Wisconsin Weather

1/18/2017 - Storm Update and Long Range

Jan 18 2018 4:30 PM CST| 0 Comments | Wisconsin | Long Range Forecast

We are still tracking a storm system for this weekend. Forecast models trended further north since my last post and model blend takes the storm right over La Crosse towards the northeast. This would place the snow on the northern third of Wisconsin and rain south. There will be a mix in between that will need to be pinned down. Also wrap around precipitation details and with a strong or deepening low wrap around can be interesting. Not sure about that yet but it's fun to speculate.

LEFT: CIPS analog mean snowfall. RIGHT: meteocentre storm track ensembles showing operational runs.

Full steam ahead with snow for the north. It's looking like a major snowstorm. Still expecting some minor track shifts. Models line up pretty well with CIPS mean. Both the GEPS and GFS ensemble spread is south of the control & operational, suggesting a southern shift is at least plausible. Early NAM is doing the same thing as everyone else. Consistency isn't that bad at this stage. I think of the biggest storms this year and note how all had consensus, then the 18Z came around and everything went haywire.

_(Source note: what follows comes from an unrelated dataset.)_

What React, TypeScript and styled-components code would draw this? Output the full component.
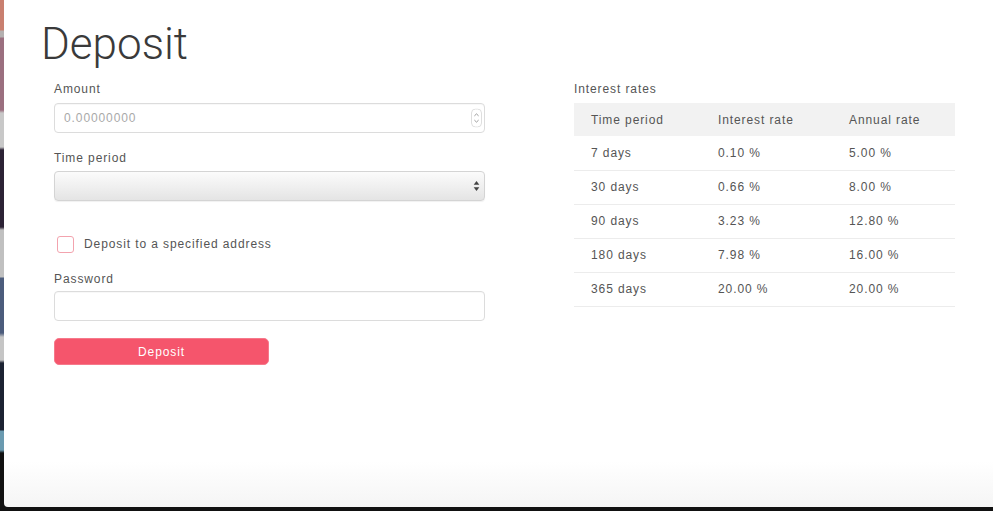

Might be a bit of exaggeration but part of me is pretty confident in the images above, the other part is waiting for that chaos moment. Either situation we are prepared to deal with this time.

A low pressure system will move through the Great Lakes Sunday 1/21 -> Mon 1/22. Rain, snow, and mixed precipitation is expected with this system.

Make My Peace

As as storm chaser, I want the worst of every storm. Of course this forecast will bum me out a bit with the low pressure taking a track north of Oshkosh. In January I want snow. I've already made peace with SUN-MON system. If it comes back south, sweet! For now though we will keep looking forward.

500mb wind speeds for early next week 1/23/2018. Forecast models generally agree energy will be dropping into the southwest late next week.

The good news is that the upper level pattern does not immediately turn back to ridging in the west. The upper level pattern is a bit zonal and free-flowy like rainbow road in Mario Kart, but it's not a ridge thank god. It looks like our next storm system will be digging in across California and Rockies late next week. This is great to see I hope the models continue to show this. The details are up for debate and debate we will for the next 10 days. A little rhythm would be great and we want storms coming on a 7 day cycle. Usually each successive storm will track south of the previous storm. So if you miss out on the snow with #1, as of now; you have another opportunity to look forward to. Odds are #2 will track south of #1. The GFS takes #2 into the northern plains so somethings gotta give.

We still haven't managed a strong -PNA this winter and maybe we won't. The -PNA/ pos or neu AO relationship is gunpowder for Wisconsin snow storms. I think this shows in our precipitation trends thus far this meteorological winter.

January, February, March

I've spent a ton of time researching our current teleconnection relationships and setup. Based on Dec 2017 monthly averages, I will be monitoring the success of the following forecast. My thoughts are that we seem to be entering an active period with a northwest flow flavor. I believe a return to ridging in the west is inevitable. This time around it will be more stormy. Overall it looks like a typical La nina trend.

The image above shows two sets of analog precipitation anomalies:

  • TOP SET - based on -QBO and -ONI (ENSO)(La nina) relationship. Shows colder conditions in the northern plains and western great lakes. I think this is a simplistic view with many teleconnections missing. Note the positive precipitation anomalies across the Appalachian mountains. This doesn't mean snow, this could be the signature of t-storms racing northeast in late winter and spring. That would put the snow up in our neck of the woods.

  • BOTTOM SET - based on a matching algorithm that takes all teleconnections into consideration. This is similar to the top set but definitely distinct differences. Wants to bring the cold into the great lakes. A stripe of below average precip across northern Wisconsin is interesting. I also believe this suggests an active storm track across the great lakes. The precip anomalies are weaker.

Both suggest ridging in the west, so cold not going away long term. Both suggest storminess across the Ohio Valley. Probably not as many colorado lows. We'll see which set (if any) is correct.